Restoring public trust in education is as important as in other industries. Is it true that higher education has lost its rightful focus, that
self-interested colleges and universities are more focused on ratings wars and the like than in promoting the public good? We should remember that many of the resources that fund higher education are taxpayer-based, as public and private colleges and universities rely heavily on a combination of federal research support, state operating subsidies, and endowments fueled by the lack of taxes on capital gains and the tax-deductibility of gifts. We better be able to prove that we serve the general good or you can be sure that higher education's share of private and public funding will continue to be redirected to what will seem worthier causes.
Fortunately, there is much to make us proud. Community colleges and regional public and private colleges and universities have long educated large percentages of low-income, first-generation, and second-chance students. Moreover, recent decades have seen a democratization of the most elite of America's colleges and universities. We can easily document generations of upward mobility in America, to say nothing of the vast societal advancements with roots in research and innovation on our campuses. However, despite these efforts, social mobility has slowed and our nation's rank in terms of higher education attainment has dropped dramatically. Have
we done the work necessary to address the needs of the country today and are we well positioned to do so in the future?

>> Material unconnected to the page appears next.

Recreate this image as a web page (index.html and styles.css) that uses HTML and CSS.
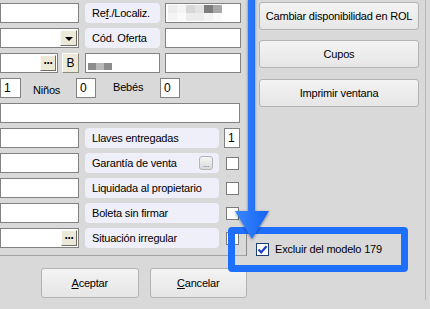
FILE: index.html
```html
<!DOCTYPE html>
<html>
<head>
<meta charset="utf-8">
<link rel="stylesheet" href="styles.css">
</head>
<body>
<div class="screen">
  <div class="left">
    <div class="group">
      <div class="row">
        <div class="in w79"></div>
        <div class="lbl w75 ml6">Re<u>f</u>./Localiz.</div>
        <div class="in w76 ml5 pixbox">
          <div class="pixgrid">
            <i class="c1"></i><i class="c2"></i><i class="c3"></i><i class="c4"></i><i class="c5"></i><i class="c6"></i>
            <i class="c2"></i><i class="c7"></i><i class="c1"></i><i class="c1"></i><i class="c2"></i><i class="c7"></i>
          </div>
        </div>
      </div>
      <div class="row">
        <div class="in w79 endbox"><span class="dd"><span class="tri"></span></span></div>
        <div class="lbl w75 ml6">Cód. Oferta</div>
        <div class="in w76 ml5"></div>
      </div>
      <div class="row">
        <div class="in w58 endbox"><span class="dots">···</span></div>
        <div class="bbtn">B</div>
        <div class="in w75 ml6 pixbox2"><i class="d1"></i><i class="d2"></i><i class="d1"></i></div>
        <div class="in w76 ml5"></div>
      </div>
      <div class="row">
        <div class="in w21 val">1</div>
        <span class="txt ninos">Niños</span>
        <div class="in w20 val">0</div>
        <span class="txt bebes">Bebés</span>
        <div class="in w20 val">0</div>
      </div>
      <div class="row">
        <div class="in w240"></div>
      </div>
      <div class="row">
        <div class="in w79"></div>
        <div class="lbl w134 ml6">Llaves entregadas</div>
        <div class="in w16 ml5 val">1</div>
      </div>
      <div class="row">
        <div class="in w79"></div>
        <div class="lbl w134 ml6">Garantía de venta<span class="mini">...</span></div>
        <span class="chk"></span>
      </div>
      <div class="row">
        <div class="in w79"></div>
        <div class="lbl w134 ml6">Liquidada al propietario</div>
        <span class="chk"></span>
      </div>
      <div class="row">
        <div class="in w79"></div>
        <div class="lbl w134 ml6">Boleta sin firmar</div>
        <span class="chk"></span>
      </div>
      <div class="row">
        <div class="in w79 endbox"><span class="dots">···</span></div>
        <div class="lbl w134 ml6">Situación irregular</div>
        <div class="tail"><span class="chk"></span></div>
      </div>
    </div>
    <div class="actions">
      <button class="btn act"><u>A</u>ceptar</button>
      <button class="btn act"><u>C</u>ancelar</button>
    </div>
  </div>
  <div class="right">
    <button class="btn rbtn">Cambiar disponibilidad en ROL</button>
    <button class="btn rbtn">Cupos</button>
    <button class="btn rbtn r3">Imprimir ventana</button>
  </div>
  <div class="edge"></div>

  <div class="callout">
    <span class="chk checked"><svg viewBox="0 0 11 11" width="11" height="11"><path d="M1.5 5.5 L4.2 8.3 L9.5 2.2" fill="none" stroke="#1f3fc4" stroke-width="2.2"/></svg></span>
    <span class="callout-text">Excluir del modelo 179</span>
  </div>

  <svg class="arrow" viewBox="0 0 430 309" width="430" height="309">
    <defs>
      <filter id="sh" x="-50%" y="-10%" width="200%" height="130%">
        <feDropShadow dx="0" dy="1" stdDeviation="1.4" flood-color="#000" flood-opacity="0.45"/>
      </filter>
      <linearGradient id="ag" x1="0" x2="1" y1="0" y2="0">
        <stop offset="0" stop-color="#3b86ff"/>
        <stop offset="1" stop-color="#1464f0"/>
      </linearGradient>
    </defs>
    <path d="M248 -2 L255 -2 L255 211 L269 211 L252 239 L235 211 L248 211 Z" fill="url(#ag)" filter="url(#sh)"/>
  </svg>
</div>
</body>
</html>
```

FILE: styles.css
```css
html, body {
  margin: 0;
  padding: 0;
  background: #d9d9d9;
}

.screen {
  position: relative;
  width: 430px;
  height: 309px;
  background: #d9d9d9;
  display: flex;
  overflow: hidden;
  font-family: "Liberation Sans", Arial, sans-serif;
  font-size: 11px;
  letter-spacing: -0.2px;
  color: #000;
}

.left {
  width: 247px;
  flex: none;
}

.group {
  height: 256px;
  box-sizing: border-box;
  border-bottom: 1px solid #a3a3a3;
  padding-top: 3px;
  display: flex;
  flex-direction: column;
  gap: 5px;
}

.row {
  height: 20px;
  display: flex;
  align-items: flex-start;
  flex: none;
}

.in {
  height: 20px;
  box-sizing: border-box;
  background: #fff;
  border: 1px solid #828282;
  flex: none;
}

.w16 { width: 16px; }
.w20 { width: 20px; }
.w21 { width: 21px; }
.w58 { width: 58px; }
.w75 { width: 75px; }
.w76 { width: 76px; }
.w79 { width: 79px; }
.w134 { width: 134px; }
.w240 { width: 240px; }
.ml5 { margin-left: 5px; }
.ml6 { margin-left: 6px; }

.val {
  display: flex;
  align-items: center;
  padding-left: 3px;
  font-size: 12px;
}

.lbl {
  height: 20px;
  box-sizing: border-box;
  background: #efeffa;
  border-radius: 4px;
  display: flex;
  align-items: center;
  padding-left: 7px;
  flex: none;
  white-space: nowrap;
}

.endbox {
  display: flex;
  justify-content: flex-end;
  align-items: center;
  padding-right: 1px;
}

.dd {
  width: 17px;
  height: 16px;
  box-sizing: border-box;
  background: #ece9d8;
  border: 1px solid;
  border-color: #fbfbf8 #716f64 #716f64 #fbfbf8;
  display: flex;
  align-items: center;
  justify-content: center;
}

.tri {
  width: 0;
  height: 0;
  border-left: 4px solid transparent;
  border-right: 4px solid transparent;
  border-top: 4px solid #000;
  margin-top: 1px;
}

.dots {
  width: 16px;
  height: 16px;
  box-sizing: border-box;
  background: #ece9d8;
  border: 1px solid;
  border-color: #fbfbf8 #716f64 #716f64 #fbfbf8;
  display: flex;
  align-items: center;
  justify-content: center;
  font-weight: bold;
  font-size: 12px;
  letter-spacing: -1px;
  line-height: 1;
}

.bbtn {
  width: 17px;
  height: 20px;
  margin-left: 4px;
  box-sizing: border-box;
  background: #ece9d8;
  border: 1px solid;
  border-color: #fbfbf8 #8d8b80 #8d8b80 #fbfbf8;
  display: flex;
  align-items: center;
  justify-content: center;
  font-size: 12px;
  flex: none;
}

.pixbox {
  padding: 1px 0 0 2px;
}
.pixgrid {
  display: grid;
  grid-template-columns: repeat(6, 9px);
  grid-template-rows: 8px 8px;
}
.pixgrid i { display: block; }
.c1 { background: #ececec; }
.c2 { background: #f4f4f4; }
.c3 { background: #d6d6d6; }
.c4 { background: #e2e2e2; }
.c5 { background: #7d7d7d; }
.c6 { background: #a8a8a8; }
.c7 { background: #fafafa; }

.pixbox2 {
  display: flex;
  align-items: flex-start;
  padding: 9px 0 0 2px;
}
.pixbox2 i {
  display: block;
  width: 8px;
  height: 7px;
}
.d1 { background: #8c8c8c; }
.d2 { background: #b9b9b9; }

.txt {
  flex: none;
  font-size: 11px;
}
.ninos {
  width: 43px;
  padding-left: 12px;
  margin-top: 6px;
  box-sizing: border-box;
  width: 55px;
}
.bebes {
  width: 64px;
  padding-left: 17px;
  box-sizing: border-box;
  margin-top: 3px;
}

.mini {
  margin-left: auto;
  margin-right: 6px;
  width: 14px;
  height: 14px;
  box-sizing: border-box;
  border: 1px solid #b4b4b4;
  border-radius: 3px;
  background: linear-gradient(#f6f6f6, #d9d9d9);
  color: #7a7a7a;
  font-size: 9px;
  letter-spacing: -0.5px;
  display: flex;
  align-items: flex-end;
  justify-content: center;
  line-height: 9px;
}

.chk {
  width: 13px;
  height: 13px;
  box-sizing: border-box;
  background: #fff;
  border: 1px solid #7a7a7a;
  margin-left: 7px;
  margin-top: 4px;
  flex: none;
  display: block;
}

.tail {
  width: 23px;
  height: 28px;
  margin-left: 5px;
  box-sizing: border-box;
  border-right: 1px solid #8a8a8a;
  flex: none;
}
.tail .chk {
  margin-left: 2px;
}

.actions {
  display: flex;
  gap: 11px;
  padding: 12px 0 0 41px;
}

.btn {
  font-family: "Liberation Sans", Arial, sans-serif;
  font-size: 11px;
  letter-spacing: -0.2px;
  color: #000;
  background: linear-gradient(#f3f3f3, #e6e6e6);
  border: 1px solid #b3b3b3;
  border-radius: 3px;
  padding: 0;
  margin: 0;
  box-sizing: border-box;
}

.act {
  width: 98px;
  height: 30px;
}

.right {
  margin-left: 12px;
  padding-top: 2px;
  display: flex;
  flex-direction: column;
  gap: 10px;
}

.rbtn {
  width: 160px;
  height: 28px;
}
.r3 { margin-top: 1px; }

.edge {
  position: absolute;
  left: 425px;
  top: 0;
  width: 1px;
  height: 300px;
  background: #b9b9b9;
}

.callout {
  position: absolute;
  left: 228px;
  top: 227px;
  width: 180px;
  height: 45px;
  box-sizing: border-box;
  border: 7px solid #1f6fff;
  border-radius: 4px;
  display: flex;
  align-items: center;
  padding-left: 21px;
  padding-bottom: 1px;
  background: transparent;
}

.callout .chk {
  margin: 0;
  border-color: #1c3f73;
  display: flex;
  align-items: center;
  justify-content: center;
}

.callout-text {
  margin-left: 6px;
  white-space: nowrap;
}

.arrow {
  position: absolute;
  left: 0;
  top: 0;
  pointer-events: none;
}
```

It is easy to worry about the answers. Does higher education produce the K-12 teachers needed? Have we established clear standards for college preparation? Are we addressing the college readiness of a rising population of low-income college-bound students? Have we dedicated ourselves to the success of each student who enrolls? Have we pursued prestige and rankings
to the detriment of our obligation to serve the public interest?
This is not an exercise in self-flagellation. America's system of higher education is extraordinary. Still, we must carefully attend to the
conditions we see. An America able to fulfill its promise must be nurtured by a system of higher education dedicated to advancing the level of education of all its citizens.
The task is to advance a new population of students, one that has little experience with the enrollment processes and academic culture of higher education, and that has been traditionally under-prepared and underserved. The nation responded for past generations and for past societal imperatives, notably with the Morrill Act and the GI Bill, and by fostering both new campuses and growth in student financial aid for the baby-boom generation. How should we react today?
Clearly, the responsibility is shared. President Obama must use his considerable persuasive authority to convince our new families that higher education represents their way forward and is achievable - that his story is their story. Then he must lead the federal government in a concerted effort to improve college access for the most talented students. As shrinking endowments inevitably lead more colleges and universities away from need-blind/full-need policies, the plight of talented but underserved young men and women becomes even more acute. As several important reports have recently emphasized, we must develop aid programs that are easier to understand and to access. Meanwhile, state governments must adequately fund student enrollments at their public colleges and universities, even if that means worrying less about keeping affluent students in state and more about providing opportunities to the most vulnerable.
For our part, leaders in higher education can resist more fully the manner of competition that merely rearranges students among us and restricts opportunities for underserved students. Here we refer to the fact that institutional merit aid has grown faster than need-based aid in at least the last decade and that the zero-sum game of rankings appears to continue to drive key institutional decisions. Resisting these urges would leave more need-based aid and more spaces for needy students. Further, we can instruct
those in charge of our enrollments, from academic deans to admission directors to student aid administrators, to cast their reach to capture a new generation of students whose merit may be somewhat differently measured. Less emphasis on standardized testing, the elimination of testing cut scores for admission for example, and thoughtful analysis of the ability of students from urban and rural environments to contribute to and benefit from our campuses is in order.
Acting together, in the public interest, we can do much better. We recommend the papers commissioned for the inaugural conference of the USC Center for Enrollment Research, Policy, and Practice and the report of the Task Force for Admission in the 21st Century.
While no one is happy with the current economic upheaval, a crisis is a terrible thing to waste. May this be the impetus to put aside individual goals and to truly work to promote the common good.